Jetty high availability keeps a single application endpoint reachable during node failure by moving both the service and its virtual IP address together.

The pcs CLI configures Pacemaker resources backed by Corosync messaging. A floating IPv4 address is provided by the OCF IPaddr2 resource agent, while a systemd resource starts and stops Jetty using its unit file. Grouping the resources enforces colocation and ensures the VIP is assigned before the application is started.

Cluster nodes must share the same Layer-2 network for the VIP so ARP announcements propagate during failover. Jetty binaries and configuration must match on each node, and application state should be stored outside the process (database, cache, shared storage) to avoid session loss on failover. Existing TCP connections drop during a move, so upstream timeouts and retries should tolerate brief resets.

Steps to set up Jetty high availability with PCS:

  1. Confirm cluster status reports quorum.
    $ sudo pcs status
    Cluster name: clustername
    Cluster Summary:
      * Stack: corosync (Pacemaker is running)
      * Current DC: node-01 (version 2.1.6-6fdc9deea29) - partition with quorum
      * 3 nodes configured
      * 0 resource instances configured
    ##### snipped #####
  2. Identify the Jetty systemd unit name for cluster control.
    $ systemctl list-unit-files --type=service | grep -E '^jetty.*\.service'
    jetty9.service                               enabled         enabled
  3. Disable Jetty automatic startup outside pcs control.
    $ sudo systemctl disable --now jetty9
    Synchronizing state of jetty9.service with SysV service script with /usr/lib/systemd/systemd-sysv-install.
    Executing: /usr/lib/systemd/systemd-sysv-install disable jetty9
    Removed "/etc/systemd/system/multi-user.target.wants/jetty9.service".
    ##### snipped #####

    Active connections to Jetty drop when the service stops.

  4. Create a floating IP resource for the application endpoint.
    $ sudo pcs resource create jetty_ip ocf:heartbeat:IPaddr2 ip=192.0.2.62 cidr_netmask=24 op monitor interval=30s

    Using an IP address already assigned on the network causes address conflicts and intermittent outages.

    Add nic=<interface> to the IPaddr2 resource when multiple interfaces share the same subnet.

  5. Create the Jetty service resource.
    $ sudo pcs resource create jetty_service systemd:jetty9 op monitor interval=30s

    Use the unit name returned by systemctl, such as systemd:jetty9.

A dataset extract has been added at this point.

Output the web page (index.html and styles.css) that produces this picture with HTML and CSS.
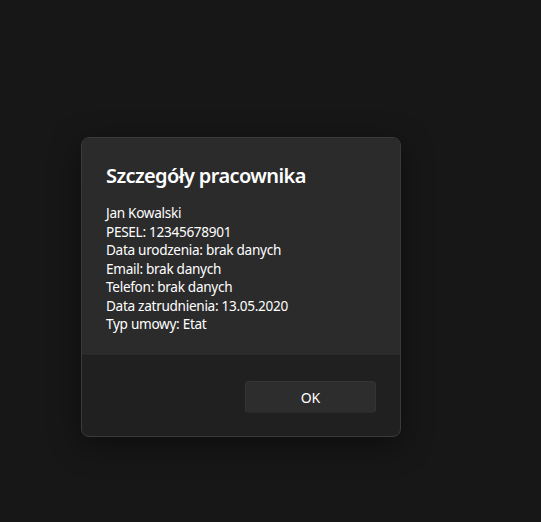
FILE: index.html
```html
<!DOCTYPE html>
<html lang="pl">
<head>
<meta charset="utf-8">
<link rel="stylesheet" href="styles.css">
</head>
<body>
<div class="stage">
  <div class="dialog">
    <div class="content">
      <h1 class="title">Szczegóły pracownika</h1>
      <div class="body">
        <div>Jan Kowalski</div>
        <div>PESEL: 12345678901</div>
        <div>Data urodzenia: brak danych</div>
        <div>Email: brak danych</div>
        <div>Telefon: brak danych</div>
        <div>Data zatrudnienia: 13.05.2020</div>
        <div>Typ umowy: Etat</div>
      </div>
    </div>
    <div class="footer">
      <span class="spacer"></span>
      <button class="btn">OK</button>
    </div>
  </div>
</div>
</body>
</html>
```

FILE: styles.css
```css
html, body {
  margin: 0;
  padding: 0;
  background: #171717;
  width: 541px;
  height: 522px;
  overflow: hidden;
}
.stage {
  padding: 137px 0 0 81px;
}
.dialog {
  width: 318px;
  height: 298px;
  border: 1px solid #3a3a3a;
  border-radius: 8px;
  background: #202020;
  overflow: hidden;
  display: flex;
  flex-direction: column;
  box-shadow: 0 8px 32px rgba(0,0,0,0.45);
  font-family: "Noto Sans", "Open Sans", sans-serif;
  color: #ffffff;
}
.content {
  flex: 1;
  background: #2b2b2b;
  padding: 24px 24px 0 24px;
  border-bottom: 1px solid #1d1d1d;
}
.title {
  margin: 0 0 14px 0;
  font-size: 20px;
  line-height: 28px;
  font-weight: 600;
  letter-spacing: -0.6px;
}
.body {
  font-size: 13.6px;
  line-height: 18.5px;
  letter-spacing: -0.3px;
}
.footer {
  height: 80px;
  box-sizing: border-box;
  padding: 25px 24px 23px 24px;
  display: grid;
  grid-template-columns: 1fr 1fr;
  gap: 8px;
  align-items: start;
}
.btn {
  height: 32px;
  border: 1px solid #343434;
  border-bottom-color: #2a2a2a;
  border-radius: 4px;
  background: #2d2d2d;
  color: #ffffff;
  font-family: "Noto Sans", "Open Sans", sans-serif;
  font-size: 14px;
  padding: 0;
}
```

  6. Group the IP resource with the Jetty resource.
    $ sudo pcs resource group add jetty-stack jetty_ip jetty_service
  7. Verify the resource group placement.
    $ sudo pcs status resources
      * Resource Group: jetty-stack:
        * jetty_ip	(ocf:heartbeat:IPaddr2):	 Started node-01
        * jetty_service	(systemd:jetty9):	 Started node-01

    Both resources should show Started on the same node.

  8. Confirm the endpoint answers on the floating IP address.
    $ curl -I http://192.0.2.62:8080/
    HTTP/1.1 200 OK
    Last-Modified: Thu, 01 Jan 2026 06:29:10 GMT
    Content-Type: text/html
    Accept-Ranges: bytes
    Content-Length: 1004
    Server: Jetty(9.4.53.v20231009)

    An HTTP response confirms the VIP and Jetty are reachable; the status code depends on the deployed application path.

  9. Run a failover test with the resource group in Started state.

    Failover moves terminate existing client connections and may trigger upstream retries.